* **Work required**: Every line of the material is to be quoted verbatim, minus the pictures.

* **Dataset extract**:
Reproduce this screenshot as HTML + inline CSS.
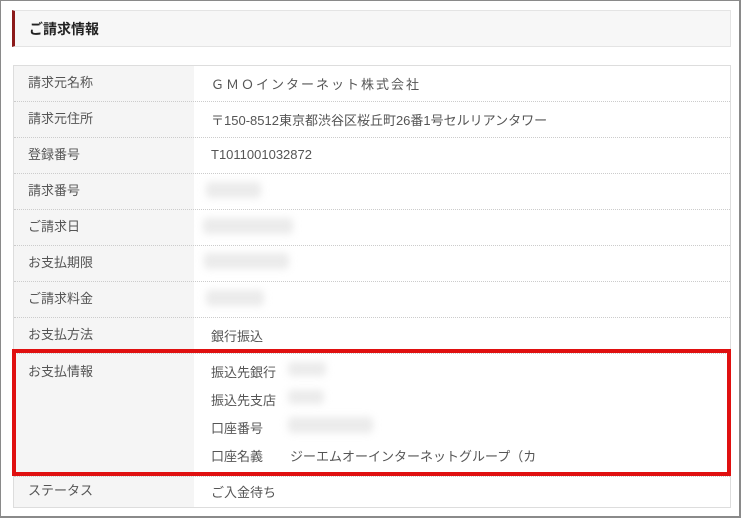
<!DOCTYPE html>
<html><head><meta charset="utf-8"><style>
*{margin:0;padding:0;box-sizing:border-box}
body{width:741px;height:518px;background:#fff;position:relative;overflow:hidden;font-family:"Liberation Sans","Noto Sans CJK JP",sans-serif;color:#333;font-size:13px}
.frame{position:absolute;left:0;top:0;width:741px;height:518px;border:1px solid #8a8a8a;border-right-width:2px;border-bottom-width:2px}
.head{position:absolute;left:12px;top:10px;width:719px;height:37px;background:#f7f7f7;border:1px solid #e4e4e4;border-left:3px solid #8c1a1a}
.head span{position:absolute;left:14px;top:8px;font-size:14px;font-weight:bold;color:#222}
.tbl{position:absolute;left:13px;top:65px;width:718px;height:443px;border:1px solid #ddd;background:#fff}
.lab{position:absolute;left:0;top:0;width:180px;height:441px;background:#f5f5f5}
.line{position:absolute;left:0;width:716px;border-top:1px dotted #ccc}
.t{position:absolute;white-space:nowrap;font-size:13px;color:#555}
.blur{position:absolute;background:#ddd;filter:blur(4px);border-radius:4px;opacity:.6}
.red{position:absolute;left:12px;top:349px;width:719px;height:127px;border:4px solid #e01010}
</style></head><body>
<div class="frame"></div>
<div class="head"><span>ご請求情報</span></div>
<div class="tbl"><div class="lab"></div>
<div class="line" style="top:35px"></div><div class="line" style="top:71px"></div><div class="line" style="top:107px"></div><div class="line" style="top:143px"></div><div class="line" style="top:179px"></div><div class="line" style="top:215px"></div><div class="line" style="top:251px"></div><div class="line" style="top:287px"></div><div class="line" style="top:410px"></div>
</div>
<div class="t" style="left:28px;top:72px">請求元名称</div><div class="t" style="left:211px;top:74px;letter-spacing:2px">ＧＭＯインターネット株式会社</div>
<div class="t" style="left:28px;top:108px">請求元住所</div><div class="t" style="left:211px;top:110px">〒150-8512東京都渋谷区桜丘町26番1号セルリアンタワー</div>
<div class="t" style="left:28px;top:144px">登録番号</div><div class="t" style="left:211px;top:147px">T1011001032872</div>
<div class="t" style="left:28px;top:180px">請求番号</div><div class="blur" style="left:206px;top:182px;width:55px;height:16px"></div>
<div class="t" style="left:28px;top:216px">ご請求日</div><div class="blur" style="left:203px;top:218px;width:90px;height:16px"></div>
<div class="t" style="left:28px;top:252px">お支払期限</div><div class="blur" style="left:204px;top:253px;width:85px;height:16px"></div>
<div class="t" style="left:28px;top:288px">ご請求料金</div><div class="blur" style="left:206px;top:290px;width:58px;height:16px"></div>
<div class="t" style="left:28px;top:324px">お支払方法</div><div class="t" style="left:211px;top:326px">銀行振込</div>
<div class="t" style="left:28px;top:361px">お支払情報</div>
<div class="t" style="left:211px;top:362px">振込先銀行</div><div class="blur" style="left:288px;top:362px;width:38px;height:14px"></div>
<div class="t" style="left:211px;top:390px">振込先支店</div><div class="blur" style="left:288px;top:390px;width:36px;height:14px"></div>
<div class="t" style="left:211px;top:418px">口座番号</div><div class="blur" style="left:288px;top:417px;width:85px;height:16px"></div>
<div class="t" style="left:211px;top:446px">口座名義</div><div class="t" style="left:290px;top:446px">ジーエムオーインターネットグループ（カ</div>
<div class="t" style="left:28px;top:480px">ステータス</div><div class="t" style="left:211px;top:482px">ご入金待ち</div>
<div class="red"></div>
</body></html>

* **Exercise solution**:
Reproduce this screenshot as HTML + inline CSS.
<!DOCTYPE html>
<html><head><meta charset="utf-8"><style>
*{margin:0;padding:0;box-sizing:border-box}
body{width:741px;height:518px;background:#fff;position:relative;overflow:hidden;font-family:"Liberation Sans","Noto Sans CJK JP",sans-serif;color:#333;font-size:13px}
.frame{position:absolute;left:0;top:0;width:741px;height:518px;border:1px solid #8a8a8a;border-right-width:2px;border-bottom-width:2px}
.head{position:absolute;left:12px;top:10px;width:719px;height:37px;background:#f7f7f7;border:1px solid #e4e4e4;border-left:3px solid #8c1a1a}
.head span{position:absolute;left:14px;top:8px;font-size:14px;font-weight:bold;color:#222}
.tbl{position:absolute;left:13px;top:65px;width:718px;height:443px;border:1px solid #ddd;background:#fff}
.lab{position:absolute;left:0;top:0;width:180px;height:441px;background:#f5f5f5}
.line{position:absolute;left:0;width:716px;border-top:1px dotted #ccc}
.t{position:absolute;white-space:nowrap;font-size:13px;color:#555}
.blur{position:absolute;background:#ddd;filter:blur(4px);border-radius:4px;opacity:.6}
.red{position:absolute;left:12px;top:349px;width:719px;height:127px;border:4px solid #e01010}
</style></head><body>
<div class="frame"></div>
<div class="head"><span>ご請求情報</span></div>
<div class="tbl"><div class="lab"></div>
<div class="line" style="top:35px"></div><div class="line" style="top:71px"></div><div class="line" style="top:107px"></div><div class="line" style="top:143px"></div><div class="line" style="top:179px"></div><div class="line" style="top:215px"></div><div class="line" style="top:251px"></div><div class="line" style="top:287px"></div><div class="line" style="top:410px"></div>
</div>
<div class="t" style="left:28px;top:72px">請求元名称</div><div class="t" style="left:211px;top:74px;letter-spacing:2px">ＧＭＯインターネット株式会社</div>
<div class="t" style="left:28px;top:108px">請求元住所</div><div class="t" style="left:211px;top:110px">〒150-8512東京都渋谷区桜丘町26番1号セルリアンタワー</div>
<div class="t" style="left:28px;top:144px">登録番号</div><div class="t" style="left:211px;top:147px">T1011001032872</div>
<div class="t" style="left:28px;top:180px">請求番号</div><div class="blur" style="left:206px;top:182px;width:55px;height:16px"></div>
<div class="t" style="left:28px;top:216px">ご請求日</div><div class="blur" style="left:203px;top:218px;width:90px;height:16px"></div>
<div class="t" style="left:28px;top:252px">お支払期限</div><div class="blur" style="left:204px;top:253px;width:85px;height:16px"></div>
<div class="t" style="left:28px;top:288px">ご請求料金</div><div class="blur" style="left:206px;top:290px;width:58px;height:16px"></div>
<div class="t" style="left:28px;top:324px">お支払方法</div><div class="t" style="left:211px;top:326px">銀行振込</div>
<div class="t" style="left:28px;top:361px">お支払情報</div>
<div class="t" style="left:211px;top:362px">振込先銀行</div><div class="blur" style="left:288px;top:362px;width:38px;height:14px"></div>
<div class="t" style="left:211px;top:390px">振込先支店</div><div class="blur" style="left:288px;top:390px;width:36px;height:14px"></div>
<div class="t" style="left:211px;top:418px">口座番号</div><div class="blur" style="left:288px;top:417px;width:85px;height:16px"></div>
<div class="t" style="left:211px;top:446px">口座名義</div><div class="t" style="left:290px;top:446px">ジーエムオーインターネットグループ（カ</div>
<div class="t" style="left:28px;top:480px">ステータス</div><div class="t" style="left:211px;top:482px">ご入金待ち</div>
<div class="red"></div>
</body></html>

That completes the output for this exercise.